CastDatatype / Manipulation Layer
Convert columns to different data types. Similar to pandas' astype() or R's as.type() functions.
Key features:
- Multiple data type options
- Batch conversion support
- Safe type conversion handling
Common applications:
- Memory optimization
- Data validation
- Format standardization
- Database compatibility
- Algorithm requirements
Note: Conversions that could lose data precision or cause overflow will raise errors unless explicitly handled.
Transforms
[, ...]List of column type conversions to perform. Multiple transforms allow batch processing of type conversions across different columns.
Select
columnSource column for type conversion. The current type and data content should be compatible with the target data type to avoid conversion errors.
Datatype
enumAvailable target data types for conversion. Choose based on requirements for precision, range, and memory usage.

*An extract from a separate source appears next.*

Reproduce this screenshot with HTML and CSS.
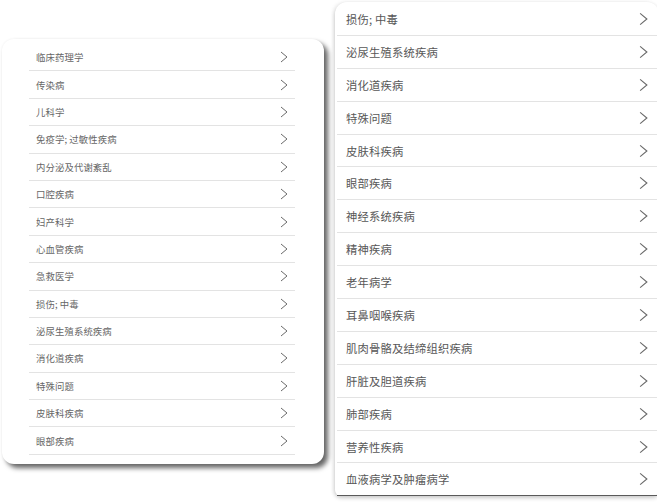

8-bit signed integer (-128 to 127). Use for:
- Small categorical codes
- Byte-sized data
- Memory-efficient counters
16-bit signed integer (-32,768 to 32,767). Ideal for:
- Year values
- Medium-range counts
- Audio sample data
32-bit signed integer (-2^31 to 2^31-1). Common for:
- General purpose integers
- Population counts
- Time differences
64-bit signed integer (-2^63 to 2^63-1). Suitable for:
- Large counts
- Timestamps
- Big integer calculations
8-bit unsigned integer (0 to 255). Perfect for:
- Color values
- Small positive counts
- Binary flags
16-bit unsigned integer (0 to 65,535). Use for:
- Port numbers
- Image pixel values
- Medium positive counts
32-bit unsigned integer (0 to 2^32-1). Good for:
- Large positive counts
- File sizes
- Network addresses
64-bit unsigned integer (0 to 2^64-1). Ideal for:
- Very large counts
- Unique identifiers
- Microsecond timestamps
32-bit floating point (single precision). Used for:
- Basic scientific calculations
- Memory-efficient decimals
- Graphics coordinates
64-bit floating point (double precision). Standard for:
- Financial calculations
- Scientific computing
- High-precision analytics
Text data type. Essential for:
- Human-readable data
- Textual features
- Identifier preservation
Optimized storage for repeated strings. Perfect for:
- Factor variables
- Enumerated types
- Grouped text data
Boolean true/false values. Used for:
- Binary flags
- Condition indicators
- Yes/No data
AsColumn
nameName for the new column. If not provided, the system generates a unique name. If AsColumn
matches an existing column, the existing column is replaced. The name should follow valid column naming conventions.